Of course, given current take-up of 35%, there are still millions of installation visits required to move the remaining end user connections over from copper to fibre. That’ll keep the engineers busy for a few more years yet.
Strip out the effect of new builds (less than 2 years old) and the take up rate is 50% plus.
Still wish I had it. It said live for me last week, but lasted 4 hours before it was removed back to unplanned. Not sure what happened.
Another year with no FTTP from any provider. The wait continues into 2025…
Same here. I actually had a real Openreach engineer right here the other week (fixing another degradation on the copper line), but he couldn’t tell me when fibre is coming to this area. Somebody must know! What’s odd is that he absolutely refused to believe my assertion that full fibre is >70% now. He just didn’t think it was possible! The stats say 73% now…
In my experience it’s not that much better than virgin or fttc. I’m on the 900 download package and it’s very poor in the evenings and weekends. Struggle to watch prime video in 1080p and it can’t sustain ultra HD for more than 5 minutes without dropping the quality down to HD. Tried multiple firesticks and switched cables and none of that made a difference.
Automatic upgrade: I renewed my contract with BT/EE in August of this year and was advised that I would be automatically upgraded to FTTP once the service is available.
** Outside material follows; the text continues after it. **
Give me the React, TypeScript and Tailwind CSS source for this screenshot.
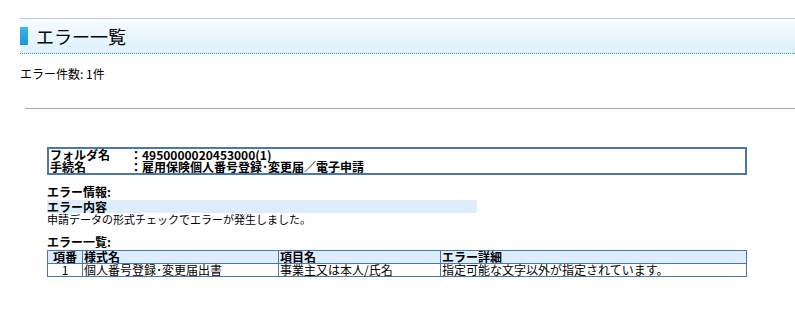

However, they have still not published a start date for the roll-out of FTTP in this part of London – one of the worst areas for FTTP coverage.
at least there is community fibre and others in london for full fibre, so other choices
My build date is December 2026 yet everywhere around me has full fibre I don’t get it.
This is decent at least I just hope they don’t slow down or cancel it let’s get it to 100%..
Unless they throw more resources at it the rate of build and the targets will slide as the low hanging fruit supply dwindles and they are only left with the more mundane (not the odd headline grabbing) expensive/slower to do areas (such as Direct In Ground).
Direct in Ground is truly the elephant in the room. I had no idea how prevalent it is until I worked for an altnet. It’s why they gave up at 50% coverage in one town.